One of the mainstays of the auction calendar comes rolling through London this evening; Sotheby’s has the pleasure of kicking off a week of big auction flurry, beginning with the inaugural Impressionist & Modern sales (fashionably, shortened in the industry to “Imp Mod” sales). The Impressionist & Modern auctions have become the less attractive, older sibling, having seen sale prices overshadowed by their cooler, hip younger sister, Post-War & Contemporary. Once the darling of the auction calendar, Impressionist & Modern sales have taken a hit in recent years, due to the increased popularity of contemporary works that have continued to break auction records and dominate headlines. In the 80s and early 90s, the Imp Mod category was the most expensive at auction, led by the Japanese hunger to acquire such works by prolific masters; van Gogh’s Portrait of Mr. Gachet, sold for $82.5 million in 1990, a world record at the time. However, the tides appear to be turning, buyers/collectors are showing a renewed interest and appetite, especially as museum-quality stock of the style is in limited supply. Last November, Sotheby’s sold $422.1 million of work during their evening sale (a record)–will new records be broken tonight in London?
In the spirit of reaching new heights, will current external economical occurrences hinder the market? The Art Newspaper’s Melanie Gerlis makes an interesting prediction; that falling oil prices will hit the art market harder than Lehman Brothers crash (To be determined…) As the turmoil continues to brew in the Eurozone over Greece’s potential exit while Russia slides into a recession and the Chinese market continues to slow down–will these economic woes bleed into the global art market? The high-end auction world has becoming an increasingly international playground for the ultra-rich, and more recently major players from Middle East and Asia have taken a serious interest. The auction results over the next week will provide an insight into the strength and state of the art market…will the bubble burst??
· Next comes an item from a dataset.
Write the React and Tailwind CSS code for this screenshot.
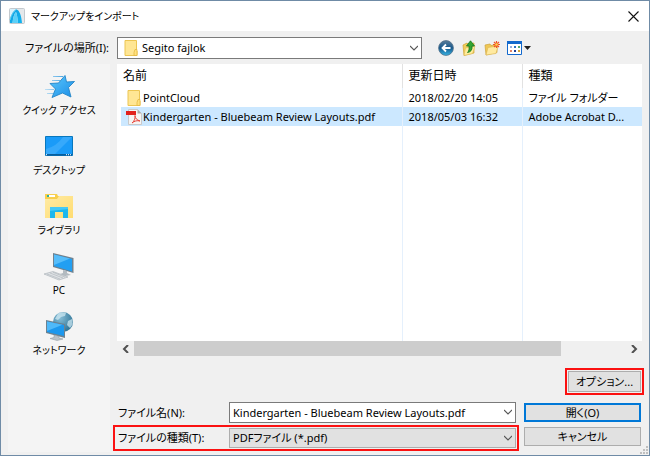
import { useState } from "react";

const files = [
  { id: 1, name: "PointCloud", date: "2018/02/20 14:05", type: "ファイル フォルダー", icon: FolderIcon },
  {
    id: 2,
    name: "Kindergarten - Bluebeam Review Layouts.pdf",
    date: "2018/05/03 16:32",
    type: "Adobe Acrobat D...",
    icon: PdfIcon,
  },
];

const places = [
  { label: "クイック アクセス", icon: StarIcon },
  { label: "デスクトップ", icon: DesktopIcon },
  { label: "ライブラリ", icon: LibraryIcon },
  { label: "PC", icon: PcIcon },
  { label: "ネットワーク", icon: NetworkIcon },
];

function AppLogo() {
  return (
    <svg className="w-4 h-4" viewBox="0 0 16 16">
      <defs>
        <linearGradient id="logo" x1="0" x2="1" y1="0" y2="1">
          <stop offset="0" stopColor="#0f9fe0" />
          <stop offset="1" stopColor="#12b4f0" />
        </linearGradient>
      </defs>
      <rect x=".5" y=".5" width="15" height="15" rx="1" fill="#e4e8eb" stroke="#c3c9ce" />
      <path d="M1 1h7C4 3 2 7 1 10z" fill="#d9f1fb" />
      <path d="M1 15V11C2.500 6 5 2 7.500 1.500 10.500 2 12.500 8 13 15H9C8.500 10 8 6 7 4 5 6 4 10 3.500 15z" fill="url(#logo)" />
      <path d="M3.500 15C4 10 5 6 7 4 8 6 8.500 10 9 15z" fill="#5bd0f8" />
      <path d="M1 12C2.500 7 4.500 3 7.500 1.500" fill="none" stroke="#5fd2f8" strokeWidth="1" />
    </svg>
  );
}

function FolderIcon() {
  return (
    <svg className="w-4 h-4 shrink-0" viewBox="0 0 16 16">
      <path d="M2 .5h11.500v10.500h.5v4.500H2z" fill="#ffe694" stroke="#ecc552" />
      <path d="M12 9.500h2v6h-3v-3z" fill="#ffe27e" stroke="#e5b842" strokeWidth=".8" />
    </svg>
  );
}

function PdfIcon() {
  return (
    <svg className="w-4 h-4 shrink-0" viewBox="0 0 16 16">
      <path d="M2.500.5h9l4 4v11h-13z" fill="#f6f4f3" stroke="#c9c9c9" />
      <path d="M11.500.5v4h4z" fill="#a9a9a9" />
      <path d="M0 2h10v4H0z" fill="#e2211c" />
      <path d="M6 14c2-1.500 3.500-4.500 3-7.500 0 3 2 4.500 5 5.500-3-.8-5.500 0-8 2z" fill="none" stroke="#e8463c" />
    </svg>
  );
}

function StarIcon() {
  return (
    <svg className="w-8 h-8" viewBox="0 0 32 32">
      <defs>
        <linearGradient id="star" x1="0" y1="0" x2="1" y2="1">
          <stop offset="0" stopColor="#5cc8fc" />
          <stop offset="1" stopColor="#1a8ce6" />
        </linearGradient>
        <linearGradient id="trail" x1="0" x2="1">
          <stop offset="0" stopColor="#bfe0f4" />
          <stop offset="1" stopColor="#4ba6e2" />
        </linearGradient>
      </defs>
      <path d="M10 6h10v1H10zM9 10h8v1H9zM2 19h9v1H2zM4 23h6v1H4z" fill="url(#trail)" />
      <path d="M22 5.500l1.500 6.500 8-.5-6 6 2.500 9.500-8.500-4-10.500 4.500 3.500-8.500-5.500-5.500 8.500-.5z" fill="url(#star)" stroke="#2384c7" strokeWidth=".9" strokeLinejoin="round" />
    </svg>
  );
}

function DesktopIcon() {
  return (
    <svg className="w-8 h-8" viewBox="0 0 32 32">
      <path d="M2.500 6.500h27v19h-27z" fill="#1a9bf8" stroke="#0877bd" />
      <path d="M20 7h9L12 24H3V19q11-3 17-12z" fill="#36a9fb" />
      <path d="M3 24h26v1.500H3z" fill="#075d9c" />
      <path d="M3 24.700h1M23 24.700h1M25 24.700h1M27 24.700h1" stroke="#fff" />
    </svg>
  );
}

function LibraryIcon() {
  return (
    <svg className="w-8 h-8" viewBox="0 0 32 32">
      <defs>
        <linearGradient id="lib" x1="0" y1="0" x2="1" y2="1">
          <stop offset="0" stopColor="#ffebA5" />
          <stop offset="1" stopColor="#ffdc70" />
        </linearGradient>
      </defs>
      <path d="M2 4h12l1 2h15v22H2z" fill="#f8cf4d" />
      <path d="M2 9h12l2-3h14v22H2z" fill="url(#lib)" />
      <path d="M4 5h8v2H4z" fill="#fff" />
      <path d="M4 5h2v2H4z" fill="#28b2a5" />
      <path d="M7 28V17h18v11h-5v-6h-8v6z" fill="#1cb7ee" />
      <path d="M7 17h18v2L7 21z" fill="#45c9f6" />
    </svg>
  );
}

function PcIcon() {
  return (
    <svg className="w-8 h-8" viewBox="0 0 32 32">
      <path d="M10 3l20.500 5v15L10 17z" fill="#70818e" />
      <path d="M11 4.500L29 9v12.500L11 16z" fill="#229ff2" />
      <path d="M11 4.500L27 8.500 11 15z" fill="#56bdfa" />
      <path d="M20 20l4 1v2l4 2-6 1-5-2 3-1z" fill="#b3bbc1" />
      <path d="M1 24l9-2.500L25 27l-9 3z" fill="#dfe2e5" stroke="#a5adb3" strokeWidth=".6" />
      <path d="M4 24l13 5M7 23l13 5M10 22.300l12 4.800" stroke="#a9b1b7" strokeWidth=".6" />
    </svg>
  );
}

function NetworkIcon() {
  return (
    <svg className="w-8 h-8" viewBox="0 0 32 32">
      <defs>
        <radialGradient id="globe" cx=".35" cy=".3" r=".8">
          <stop offset="0" stopColor="#86bdd6" />
          <stop offset="1" stopColor="#276d90" />
        </radialGradient>
      </defs>
      <circle cx="20" cy="12" r="10" fill="url(#globe)" />
      <path d="M15 3.500q4-2 8-.5l-1 3-4 1-3 3-3-1zM25 11l4-2q2 5-2 9l-3-3z" fill="#d4edf5" opacity=".7" />
      <path d="M3 10l19 4v14L3 23z" fill="#6d8290" />
      <path d="M4 11.500l17 3.500v11L4 22z" fill="#1c98ee" />
      <path d="M4 11.500l15.500 3.300L4 21z" fill="#4fb9f9" />
      <path d="M11 25l5 1.200V28l4 1-6 1.500-7-2 4-1z" fill="#bac2c8" stroke="#89949c" strokeWidth=".5" />
    </svg>
  );
}

function BackIcon() {
  return (
    <svg className="w-4 h-4" viewBox="0 0 16 16">
      <defs>
        <linearGradient id="back" x1="0" y1="0" x2="0" y2="1">
          <stop offset="0" stopColor="#5b7d99" />
          <stop offset=".5" stopColor="#17588c" />
          <stop offset="1" stopColor="#36b5e6" />
        </linearGradient>
      </defs>
      <circle cx="8" cy="8" r="7.400" fill="url(#back)" stroke="#526f88" strokeWidth=".8" />
      <path d="M12.500 8H5M8 4.500L4.500 8 8 11.500" fill="none" stroke="#fff" strokeWidth="1.800" />
    </svg>
  );
}

function UpIcon() {
  return (
    <svg className="w-4 h-4" viewBox="0 0 16 16">
      <path d="M2 5l4-2 1 1 6-1v10L3 15.500z" fill="#f1cd5c" stroke="#d0a22f" strokeWidth=".7" />
      <path d="M4.500 8L14 6l-2.500 7.500L3 15.500z" fill="#ffed9d" stroke="#dcb653" strokeWidth=".5" />
      <path d="M6.500 12.500c3.500-.5 5-3 4.500-6.500h2.500L9.500.8 5.500 6H8c.3 3 0 5-1.500 6.500z" fill="#33a532" stroke="#16761f" strokeWidth=".8" />
    </svg>
  );
}

function NewFolderIcon() {
  return (
    <svg className="w-4 h-4" viewBox="0 0 16 16">
      <path d="M1 5l5-1 1 1.500 6-1v8L2 15z" fill="#efc755" stroke="#cfa33b" strokeWidth=".7" />
      <path d="M4 7.500L14 6l-2 7.500L2 15z" fill="#ffeaa0" stroke="#dcb653" strokeWidth=".6" />
      <path d="M12.500 1v7M9 4.500h7M10 2l5 5M15 2l-5 5" stroke="#ef5527" strokeWidth="1.200" />
      <circle cx="12.500" cy="4.500" r="1.300" fill="#ffd24d" />
    </svg>
  );
}

function ViewIcon() {
  return (
    <svg className="w-6 h-4" viewBox="0 0 24 16">
      <path d="M.5 1.500h14v13H.5z" fill="#fff" stroke="#1269cd" />
      <path d="M0 1h15v3H0z" fill="#1269cd" />
      <path d="M3 6h2v2H3z" fill="#9aafe0" />
      <path d="M7 6h2v2H7z" fill="#2a73c6" />
      <path d="M11 6h2v2h-2z" fill="#55a96c" />
      <path d="M3 10h2v2H3z" fill="#e38366" />
      <path d="M7 10h2v2H7z" fill="#203f96" />
      <path d="M11 10h2v2h-2z" fill="#d5a336" />
      <path d="M17 6h7l-3.500 4z" fill="#222" />
    </svg>
  );
}

function Chevron() {
  return (
    <svg className="w-2 h-2" viewBox="0 0 8 8" fill="none" stroke="#555" strokeWidth="1.100">
      <path d="M0 2l4 4 4-4" />
    </svg>
  );
}

function ScrollArrow({ d, label }) {
  return (
    <button aria-label={label} className="w-[17px] h-[15px] flex items-center justify-center">
      <svg className="w-2 h-2" viewBox="0 0 8 8" fill="none" stroke="#505050" strokeWidth="2">
        <path d={d} />
      </svg>
    </button>
  );
}

const toolButtons = [
  { label: "戻る", icon: BackIcon },
  { label: "上へ", icon: UpIcon },
  { label: "新しいフォルダー", icon: NewFolderIcon },
  { label: "表示", icon: ViewIcon },
];

export default function App() {
  const [selected, setSelected] = useState(2);
  const [fileName, setFileName] = useState(files[1].name);

  return (
    <div className="min-h-screen flex flex-col bg-[#f0f0f0] border border-[#6f8ba6] text-black text-[11px] leading-4 font-['Noto_Sans','Noto_Sans_CJK_JP',sans-serif] [font-feature-settings:'palt']">
      {/* Title bar */}
      <header className="h-[30px] shrink-0 bg-white flex items-center px-2">
        <AppLogo />
        <h1 className="ml-[6px] text-[10px]">マークアップをインポート</h1>
        <button aria-label="閉じる" className="ml-auto w-4 h-4 flex items-center justify-center">
          <svg className="w-[11px] h-[11px]" viewBox="0 0 11 11" stroke="#111" strokeWidth="1.100">
            <path d="M.5.5l10 10M10.500.5l-10 10" />
          </svg>
        </button>
      </header>

      {/* Location bar */}
      <div className="h-[33px] shrink-0 flex items-center pr-2">
        <label htmlFor="location" className="w-[116px] shrink-0 pr-2 text-right">
          ファイルの場所(I):
        </label>
        <div className="relative w-[305px]">
          <span className="absolute left-[6px] top-[3px] pointer-events-none">
            <FolderIcon />
          </span>
          <select id="location" className="block appearance-none w-full h-[22px] pl-6 pr-5 bg-white border border-[#7a7a7a]">
            <option>Segito fajlok</option>
          </select>
          <span className="absolute right-1 top-[7px] pointer-events-none">
            <Chevron />
          </span>
        </div>
        <div className="ml-4 flex items-center gap-[7px]">
          {toolButtons.map(({ label, icon: Icon }) => (
            <button key={label} aria-label={label}>
              <Icon />
            </button>
          ))}
        </div>
      </div>

      <div className="flex-1 flex">
        {/* Places */}
        <nav className="w-[102px] shrink-0 ml-[7px] mb-[3px] pt-[6px] bg-[#f4f4f4] flex flex-col gap-3">
          {places.map(({ label, icon: Icon }) => (
            <button key={label} className="flex flex-col items-center text-[10px]">
              <Icon />
              <span>{label}</span>
            </button>
          ))}
        </nav>

        <main className="flex-1 min-w-0 pl-[3px] flex flex-col">
          {/* File list */}
          <div className="flex-1 ml-1 mr-[7px] bg-white flex flex-col">
            <table className="flex-1 w-full table-fixed border-collapse text-left whitespace-nowrap">
              <colgroup>
                <col className="w-1" />
                <col />
                <col className="w-[120px]" />
                <col className="w-[120px]" />
              </colgroup>
              <thead className="text-[12px]">
                <tr className="h-6">
                  <th></th>
                  <th className="pl-[2px] font-normal">名前</th>
                  <th className="pl-[6px] font-normal border-l border-[#e2e2e2]">更新日時</th>
                  <th className="pl-[6px] font-normal border-l border-[#e2e2e2]">種類</th>
                </tr>
              </thead>
              <tbody>
                {files.map(({ id, name, date, type, icon: Icon }) => {
                  const bg = id === selected ? "bg-[#cce8ff]" : "";
                  return (
                    <tr key={id} className="h-[19px]" onClick={() => setSelected(id)}>
                      <td></td>
                      <td className={`pl-[5px] ${bg}`}>
                        <div className="flex items-center gap-[1px]">
                          <Icon />
                          <span>{name}</span>
                        </div>
                      </td>
                      <td className={`pl-[6px] border-l border-[#e5f0fc] ${bg}`}>{date}</td>
                      <td className={`pl-[6px] border-l border-[#e5f0fc] ${bg}`}>{type}</td>
                    </tr>
                  );
                })}
                <tr className="h-[215px]">
                  <td></td>
                  <td></td>
                  <td className="border-l border-[#e5f0fc]"></td>
                  <td className="border-l border-[#e5f0fc]"></td>
                </tr>
              </tbody>
            </table>
            <div className="h-[15px] bg-[#f0f0f0] flex items-center">
              <ScrollArrow label="左へスクロール" d="M6 0L2 4l4 4" />
              <div className="flex-1">
                <div className="w-[87%] h-[15px] bg-[#cdcdcd]"></div>
              </div>
              <ScrollArrow label="右へスクロール" d="M2 0l4 4-4 4" />
            </div>
          </div>

          <div className="mt-3 mr-[5px] flex justify-end">
            <div className="border-2 border-[#fb1111] p-[1px]">
              <button className="block w-[73px] h-[21px] bg-[#e1e1e1] border border-[#adadad]">オプション...</button>
            </div>
          </div>

          {/* File name and type */}
          <div className="mt-[7px] mb-1 mr-2 flex gap-[5px]">
            <div className="flex-1 min-w-0">
              <div className="flex items-center px-[3px]">
                <label htmlFor="filename" className="w-[113px] shrink-0 pl-[2px]">
                  ファイル名(N):
                </label>
                <div className="relative flex-1">
                  <input
                    id="filename"
                    value={fileName}
                    onChange={(e) => setFileName(e.target.value)}
                    className="block w-full h-[21px] pl-[3px] pr-5 bg-white border border-[#7a7a7a]"
                  />
                  <button aria-label="履歴" className="absolute right-1 top-[6px]">
                    <Chevron />
                  </button>
                </div>
              </div>
              <div className="mt-[2px] flex items-center border-2 border-[#fb1111] p-[1px]">
                <label htmlFor="filetype" className="w-[113px] shrink-0 pl-[2px]">
                  ファイルの種類(T):
                </label>
                <div className="relative flex-1">
                  <select id="filetype" className="block appearance-none w-full h-[20px] pl-[3px] pr-5 bg-[#e1e1e1] border border-[#adadad]">
                    <option>PDFファイル (*.pdf)</option>
                  </select>
                  <span className="absolute right-1 top-[6px] pointer-events-none">
                    <Chevron />
                  </span>
                </div>
              </div>
            </div>
            <div className="w-[117px] flex flex-col gap-[5px] pt-[1px]">
              <button className="h-[19px] bg-[#e1e1e1] border-2 border-[#0078d7] leading-[14px]">開く(O)</button>
              <button className="h-[19px] bg-[#e1e1e1] border border-[#adadad]">キャンセル</button>
            </div>
          </div>
        </main>
      </div>

      {/* Resize grip */}
      <svg className="absolute right-[2px] bottom-[2px] w-2 h-2" viewBox="0 0 8 8" fill="#bfbfbf">
        <path d="M6 0h2v2H6zM3 3h2v2H3zM6 3h2v2H6zM0 6h2v2H0zM3 6h2v2H3zM6 6h2v2H6z" />
      </svg>
    </div>
  );
}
Sotheby’s Imp Mod sales this evening will be led by the Impressionists’ favorite son, Claude Monet. Five of his pieces will grace the auction block (with a combined estimate of $105 million). Leading the action under the hammer is Monet’s Le Grand Canal hoping to fetch between 20 – 30 million pounds. My money is on this masterpiece realizing a sale price near the high estimate of 30 million pounds (and may even be purchased by an American seeing as the dollar is gaining strength…a hunch)–we shall see!